EECS 692: Special Topics in AI: Robot Learning

Course Description

Intelligent robots are becoming ever more present in our lives (think of the Google self-driving car) and ever more sophisticated. But we still face a huge challenge of creating robots that can function effectively, robustly, and safely in the complexity of the everyday human environment. Learning will be necessary to meet this challenge, but precisely what to learn, and how to represent what is learned, remain substantial challenges.

Fortunately, we have examples of intelligent creatures that learn sophisticated knowledge about complex environments: human infants and children. Insights from developmental psychology have inspired advances in knowledge representation, computer vision, and robot learning.

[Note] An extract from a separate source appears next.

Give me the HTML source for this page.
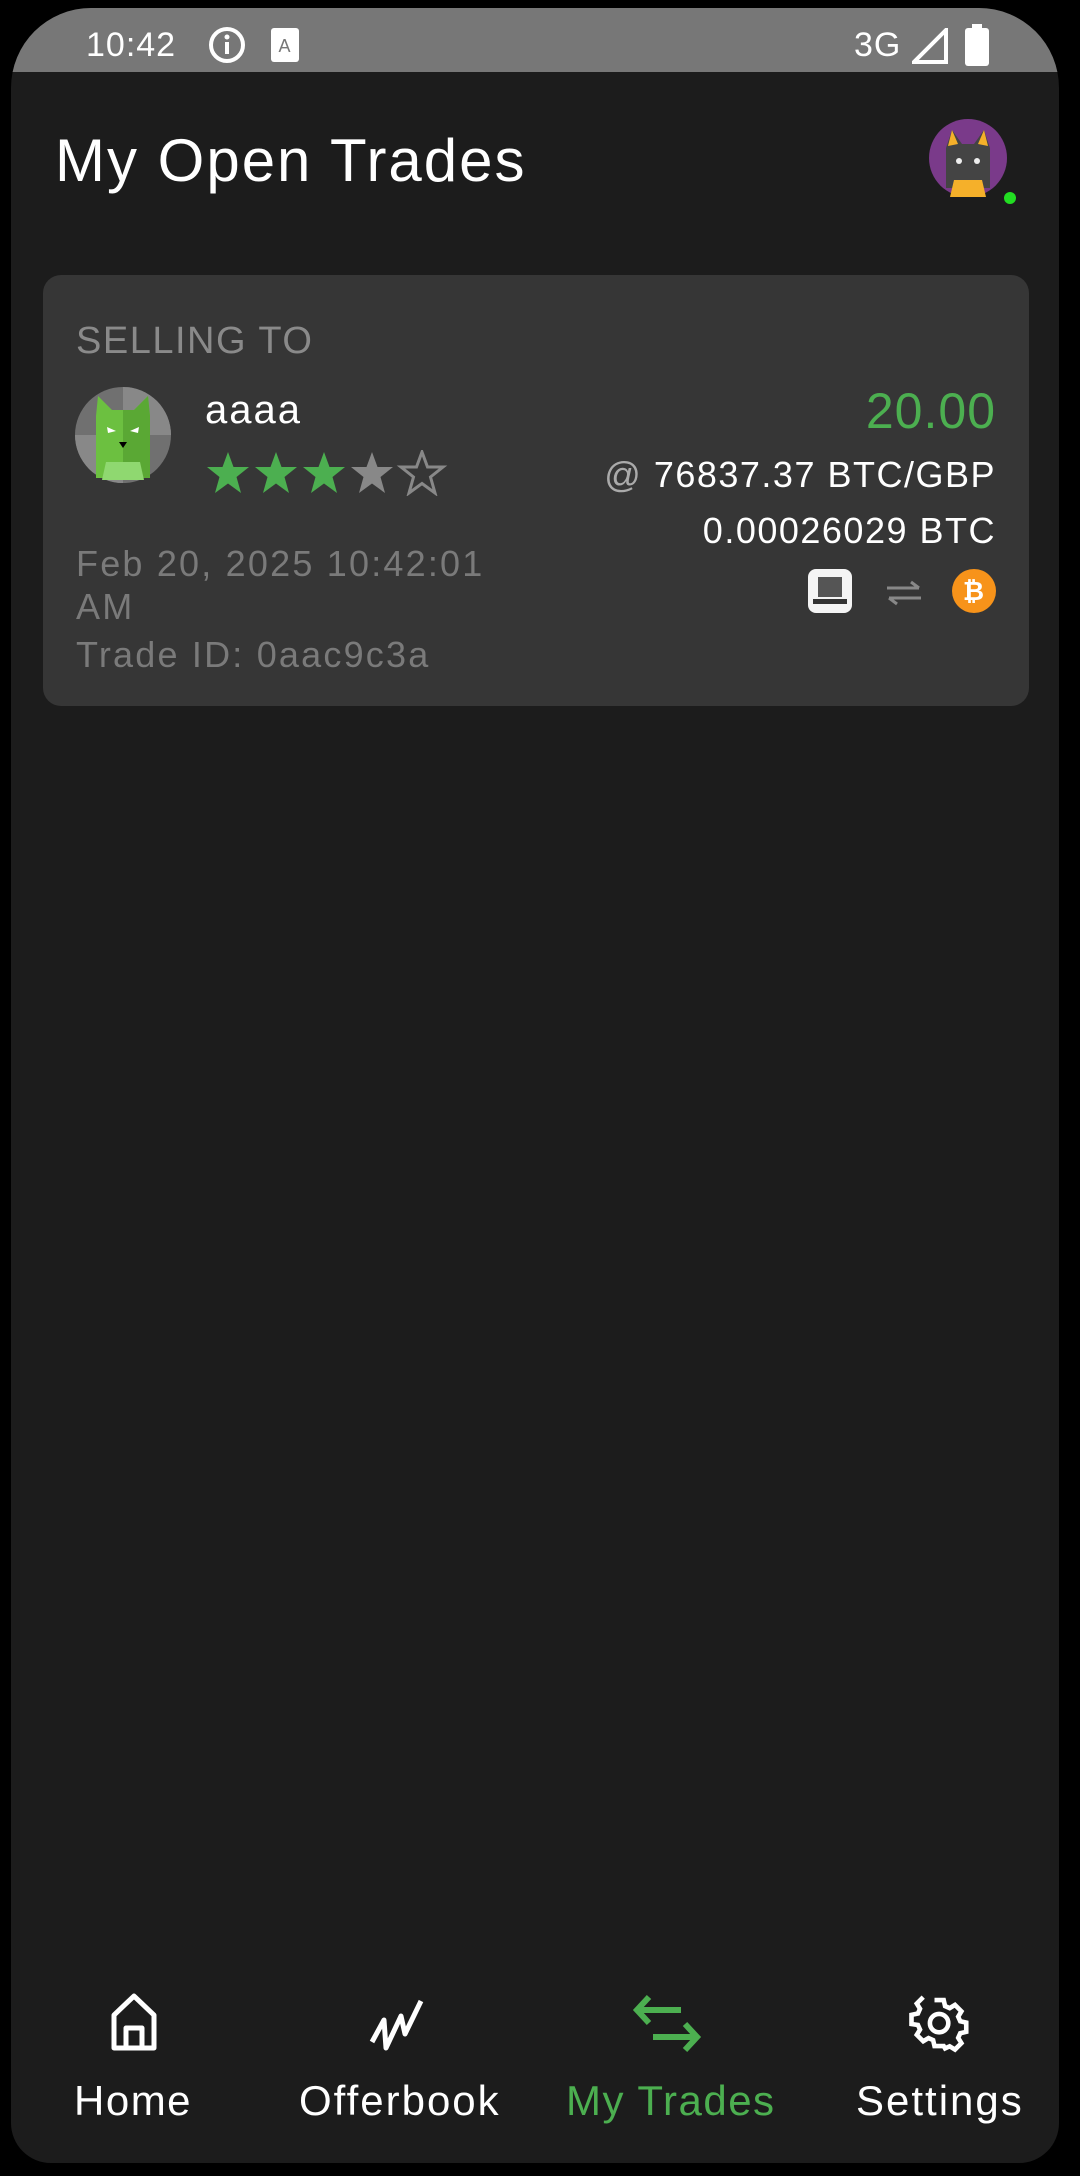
<!DOCTYPE html>
<html><head><meta charset="utf-8"><style>
*{margin:0;padding:0;box-sizing:border-box}
body{width:1080px;height:2176px;background:#000;position:relative;overflow:hidden;font-family:"Liberation Sans",sans-serif}
.screen{position:absolute;left:11px;top:8px;width:1048px;height:2155px;background:#1c1c1c;border-radius:80px 80px 40px 40px;overflow:hidden}
.status{position:absolute;left:0;top:0;width:100%;height:64px;background:#777}
.t{position:absolute;white-space:nowrap;letter-spacing:1px}
</style></head><body>
<div class="screen">
  <div class="status"></div>
  <div class="t" style="left:75px;top:18px;font-size:34px;color:#fff">10:42</div>
  <svg class="t" style="left:196px;top:17px" width="40" height="40" viewBox="0 0 40 40"><circle cx="20" cy="20" r="16" fill="none" stroke="#fff" stroke-width="4"/><rect x="18" y="17" width="4" height="12" fill="#fff"/><circle cx="20" cy="12" r="2.5" fill="#fff"/></svg>
  <svg class="t" style="left:260px;top:20px" width="28" height="34" viewBox="0 0 28 34"><rect width="28" height="34" rx="3" fill="#fff"/><text x="14" y="24" font-size="18" text-anchor="middle" fill="#777" font-family="Liberation Sans">A</text></svg>
  <div class="t" style="left:843px;top:18px;font-size:34px;color:#fff">3G</div>
  <svg class="t" style="left:901px;top:20px" width="36" height="36" viewBox="0 0 36 36"><path d="M34 2V34H2Z" fill="none" stroke="#fff" stroke-width="4"/></svg>
  <svg class="t" style="left:954px;top:16px" width="24" height="42" viewBox="0 0 24 42"><rect x="7" y="0" width="10" height="5" fill="#fff"/><rect x="0" y="4" width="24" height="38" rx="3" fill="#fff"/></svg>

  <div class="t" style="left:44px;top:118px;font-size:60px;color:#fff;letter-spacing:2px">My Open Trades</div>
  <svg class="t" style="left:917px;top:110px" width="90" height="90" viewBox="0 0 90 90"><circle cx="40" cy="40" r="39" fill="#7a3a8a"/><path d="M18 70 L18 30 L24 12 L34 26 L46 26 L56 12 L62 30 L62 70Z" fill="#444"/><path d="M24 12 L30 26 L20 28Z" fill="#f5b02a"/><path d="M56 12 L50 26 L60 28Z" fill="#f5b02a"/><path d="M26 62 L54 62 L58 79 L22 79Z" fill="#f5b02a"/><circle cx="31" cy="43" r="3" fill="#eee"/><circle cx="49" cy="43" r="3" fill="#eee"/><circle cx="82" cy="80" r="6" fill="#22dd22"/></svg>

  <div style="position:absolute;left:32px;top:267px;width:986px;height:431px;background:#363636;border-radius:18px"></div>
  <div class="t" style="left:65px;top:312px;font-size:38px;color:#8a8a8a;letter-spacing:1.5px">SELLING TO</div>
  <svg class="t" style="left:63px;top:378px" width="98" height="98" viewBox="0 0 98 98"><circle cx="49" cy="49" r="48" fill="#707070"/><path d="M49 1 A48 48 0 0 1 97 49 L49 49Z" fill="#888"/><path d="M1 49 A48 48 0 0 0 49 97 L49 49Z" fill="#888"/><path d="M22 92 L22 30 L24 10 L38 24 L60 24 L74 10 L76 30 L76 92Z" fill="#6cc040"/><path d="M49 24 L60 24 L74 10 L76 30 L76 92 L49 92Z" fill="#5aa834"/><path d="M32 76 L66 76 L70 94 L28 94Z" fill="#8fd870"/><path d="M33 41 L42 45 L34 47Z" fill="#fff"/><path d="M65 41 L56 45 L64 47Z" fill="#fff"/><path d="M45 56 L53 56 L49 62Z" fill="#000"/></svg>
  <div class="t" style="left:194px;top:380px;font-size:40px;color:#fff;letter-spacing:2px">aaaa</div>
  <svg class="t" style="left:194px;top:442px" width="250" height="46" viewBox="0 0 250 46">
    <defs><path id="s" d="M23 2 L28.5 17 L44 17 L31.5 27 L36 43 L23 33.5 L10 43 L14.5 27 L2 17 L17.5 17Z"/></defs>
    <use href="#s" fill="#4caf50"/><use href="#s" x="48" fill="#4caf50"/><use href="#s" x="96" fill="#4caf50"/>
    <use href="#s" x="144" fill="#888"/><clipPath id="c"><rect x="144" y="0" width="22" height="46"/></clipPath><use href="#s" x="144" fill="#4caf50" clip-path="url(#c)"/>
    <use href="#s" x="194" fill="none" stroke="#888" stroke-width="3"/>
  </svg>
  <div class="t" style="right:63px;top:374px;font-size:50px;color:#4caf50">20.00</div>
  <div class="t" style="right:63px;top:446px;font-size:36px;color:#fff;letter-spacing:1.5px"><span style="color:#aaa">@</span> 76837.37 BTC/GBP</div>
  <div class="t" style="right:63px;top:502px;font-size:36px;color:#fff;letter-spacing:1.5px">0.00026029 BTC</div>
  <div class="t" style="left:65px;top:534px;font-size:36px;color:#7a7a7a;line-height:43px;letter-spacing:2.2px">Feb 20, 2025 10:42:01<br>AM</div>
  <div class="t" style="left:65px;top:626px;font-size:36px;color:#7a7a7a;letter-spacing:2.2px">Trade ID: 0aac9c3a</div>
  <svg class="t" style="left:797px;top:561px" width="44" height="44" viewBox="0 0 44 44"><rect width="44" height="44" rx="8" fill="#f4f4f4"/><rect x="10" y="8" width="24" height="20" fill="#555"/><rect x="5" y="30" width="34" height="5" fill="#333"/></svg>
  <svg class="t" style="left:874px;top:572px" width="38" height="26" viewBox="0 0 38 26"><path d="M2 8H34M26 2L34 8M4 18H36M12 24L4 18" stroke="#888" stroke-width="3" fill="none"/></svg>
  <svg class="t" style="left:941px;top:561px" width="44" height="44" viewBox="0 0 44 44"><circle cx="22" cy="22" r="22" fill="#f7931a"/><text x="22" y="31" font-size="26" font-weight="bold" text-anchor="middle" fill="#fff" font-family="Liberation Sans">₿</text></svg>

  <svg class="t" style="left:98px;top:1985px" width="50" height="60" viewBox="0 0 50 60"><path d="M5 55V22L25 3L45 22V55Z M17 55V35H33V55" fill="none" stroke="#fff" stroke-width="5" stroke-linejoin="round"/></svg>
  <svg class="t" style="left:358px;top:1990px" width="66" height="56" viewBox="0 0 66 56"><path d="M3 44L15 22L17 50L32 18L36 36L52 3" fill="none" stroke="#fff" stroke-width="5" stroke-linejoin="round"/></svg>
  <svg class="t" style="left:620px;top:1985px" width="72" height="62" viewBox="0 0 72 62"><path d="M6 17H50M18 4L6 17L18 30M22 44H66M54 31L66 44L54 57" fill="none" stroke="#4caf50" stroke-width="6"/></svg>
  <svg class="t" style="left:898px;top:1985px" width="60" height="60" viewBox="0 0 24 24"><path d="M12 8a4 4 0 1 0 0 8a4 4 0 1 0 0-8zM10 2h4l.6 2.6 2 .9 2.3-1.4 2.8 2.8-1.4 2.3.9 2 2.6.6v4l-2.6.6-.9 2 1.4 2.3-2.8 2.8-2.3-1.4-2 .9L14 22h-4l-.6-2.6-2-.9-2.3 1.4-2.8-2.8 1.4-2.3-.9-2L0 12.4v-4l2.8-.6.9-2L2.3 3.5 5.1.7" fill="none" stroke="#fff" stroke-width="2" transform="translate(1 1) scale(.92)"/></svg>
  <div class="t" style="left:63px;top:2069px;font-size:42px;color:#fff;letter-spacing:1.5px">Home</div>
  <div class="t" style="left:288px;top:2069px;font-size:42px;color:#fff;letter-spacing:2px">Offerbook</div>
  <div class="t" style="left:555px;top:2069px;font-size:42px;color:#4caf50;letter-spacing:1.5px">My Trades</div>
  <div class="t" style="left:845px;top:2069px;font-size:42px;color:#fff;letter-spacing:2px">Settings</div>
</div>
</body></html>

Previous work on representation and learning of knowledge about space, objects, actions, and so on, has largely focused on learning from autonomous experience, without concern for other agents. In this research seminar, we will draw on that foundation to investigate robot learning in domains that explicitly involve other agents. We will focus on three major themes.

Since we will be drawing on insights from multiple researchers with different perspectives, it is important for anyone working in this area to remember the important lesson of The Blind Men and the Elephant. We will gather clues where we can, to infer what our "elephant" looks like.

There will be many assigned readings from the research literature. Students will make presentations and lead discussions on state-of-the-art research, and will do a substantial term project culminating in a publication-quality paper. Within this problem area, each student will select the specific topic and methods for their term project to fit their own background and expertise.